From those of us who consider good diet indispensable for good health, the only thing that is startling is the fact that a medical doctor--a gastroenterologist, no less--would find the multitude of advantages of healthful eating surprising.  Far from being beneficial, our standard diet today is barely even fit for human consumption.  Until very recently in our history, human beings had always eaten fresh, natural foods with less meat and more vegetables.  The modern inventions of trans fats, high-fructose corn syrup, and chemical additives in concert with contemporary farming and ranching have led to what amounts to a long-term experiment to determine if human health can be maintained on a diet of engineered foods.

If the health of adults is affected by poor food choices, it stands to reason that children are even more at risk.  Thousands of years of astute Chinese observation have revealed several important things about children and their diets.  First, our children come into this world with immature digestive function.  For this reason, nature provides us a sublime, nourishing food in liquid form, mother's milk.  Once infants begin reaching out for solid food, it is appropriate to slowly introduce bland, digestible, nourishing food into their diets and wean them off breast milk.  Finally, between the ages of 5 to 6, human beings develop the capacity to digest a wide variety of foods, and our parents can feed us more like adults.  In other words, when it comes to diet, kids are especially vulnerable.

Modern life has resulted, however, in widespread amnesia, and we know longer rely on the grand legacy of human wisdom to feed our offspring.  Fake breast milk, a manufactured blend of powdered beans or animal dairy derivatives enhanced with added chemical nutrients, often replaces nature's live elixir.  Instead of regular meals, we instill a lifetime of comfort eating in infants by feeding them on demand.  Finally, once solid food is on the menu, we rush to try out new and unfamiliar foods, delighted when an expression of happy satisfaction signals that a child has succumbed to the seduction of an adult food.

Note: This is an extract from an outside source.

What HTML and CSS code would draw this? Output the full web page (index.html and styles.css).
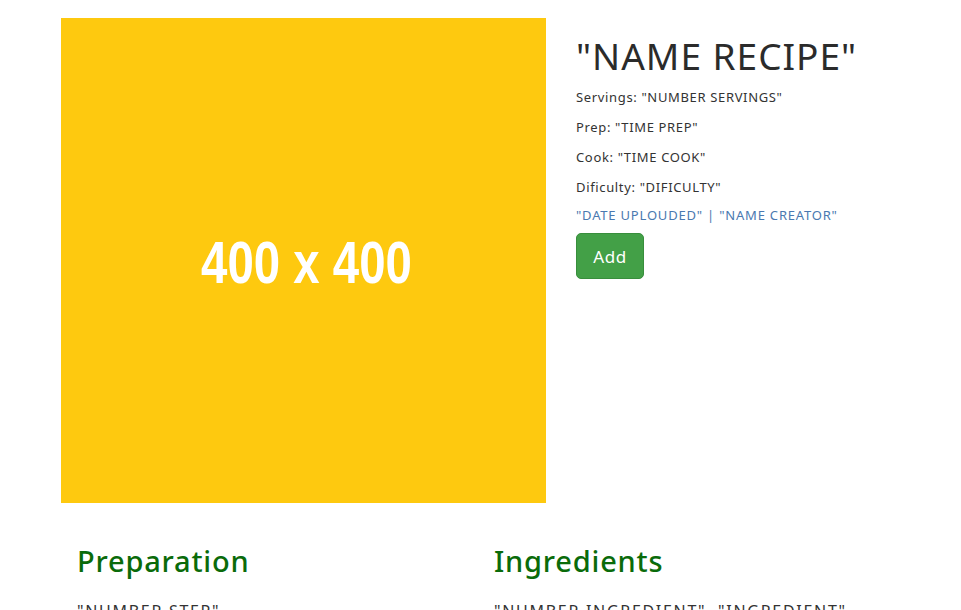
FILE: index.html
```html
<!DOCTYPE html>
<html lang="en">
<head>
<meta charset="utf-8">
<title>Recipe</title>
<link rel="stylesheet" href="styles.css">
</head>
<body>
<main class="page">
  <section class="top">
    <div class="photo"><span class="photo-label">400 x 400</span></div>
    <div class="info">
      <h1 class="title">"NAME RECIPE"</h1>
      <p class="meta">Servings: "NUMBER SERVINGS"</p>
      <p class="meta">Prep: "TIME PREP"</p>
      <p class="meta">Cook: "TIME COOK"</p>
      <p class="meta">Dificulty: "DIFICULTY"</p>
      <p class="byline">"DATE UPLOUDED" | "NAME CREATOR"</p>
      <button class="btn-add" type="button">Add</button>
    </div>
  </section>
  <section class="bottom">
    <div class="col">
      <h2 class="section-title">Preparation</h2>
      <p class="item">"NUMBER STEP"</p>
    </div>
    <div class="col">
      <h2 class="section-title">Ingredients</h2>
      <p class="item">"NUMBER INGREDIENT", "INGREDIENT"</p>
    </div>
  </section>
</main>
</body>
</html>
```

FILE: styles.css
```css
html, body {
  margin: 0;
  padding: 0;
  background: #ffffff;
}
body {
  font-family: "Noto Sans", "Open Sans", sans-serif;
  color: #333333;
  overflow: hidden;
}
.page {
  width: 834px;
  margin-left: 61px;
  padding-top: 18px;
}
.top {
  display: flex;
  gap: 30px;
  align-items: flex-start;
}
.photo {
  width: 485px;
  height: 485px;
  background: #fec90f;
  display: flex;
  align-items: center;
  justify-content: center;
  flex-shrink: 0;
}
.photo-label {
  font-family: "Liberation Sans", Arial, sans-serif;
  font-weight: bold;
  font-size: 60px;
  color: #ffffff;
  transform: scaleX(0.79);
  display: inline-block;
  margin-top: 4px;
  margin-left: 5px;
}
.info {
  display: flex;
  flex-direction: column;
  align-items: flex-start;
}
.title {
  margin: 18px 0 13px;
  font-size: 37px;
  font-weight: 400;
  line-height: 40px;
  letter-spacing: 1px;
  color: #2b2b2b;
}
.meta {
  margin: 0 0 14px;
  font-size: 13px;
  line-height: 16px;
  letter-spacing: 0.65px;
}
.byline {
  margin: -2px 0 10px;
  font-size: 13px;
  line-height: 16px;
  letter-spacing: 0.8px;
  color: #4a79b0;
}
.btn-add {
  font-family: "Noto Sans", "Open Sans", sans-serif;
  font-size: 17px;
  letter-spacing: 0.5px;
  color: #ffffff;
  background: #43a047;
  border: 1px solid #388e3c;
  border-radius: 5px;
  width: 68px;
  height: 46px;
  padding: 0;
}
.bottom {
  display: grid;
  grid-template-columns: 417px 417px;
  margin-top: 40px;
}
.col {
  padding: 0 16px;
}
.section-title {
  margin: 0 0 22px;
  font-size: 29px;
  font-weight: 500;
  line-height: 36px;
  letter-spacing: 0.8px;
  color: #0a6b0a;
}
.item {
  margin: 0;
  font-size: 16px;
  line-height: 20px;
  letter-spacing: 1.7px;
}
```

Putting our faith in food scientists, we reason that if it does not hurt us then it must be safe for our children.  In a time when diet-related heart disease, diabetes, and obesity are epidemic, we are obviously in denial about the safety of our modern diet.  Furthermore, we sadly see all of the negative consequences of contemporary eating most apparently in our children.  The good news is that medical scientists are now gathering the evidence needed to show the dangers of engineered foods designed by their colleagues in the food industry, thus proving scientifically what any observant person with common sense should already know.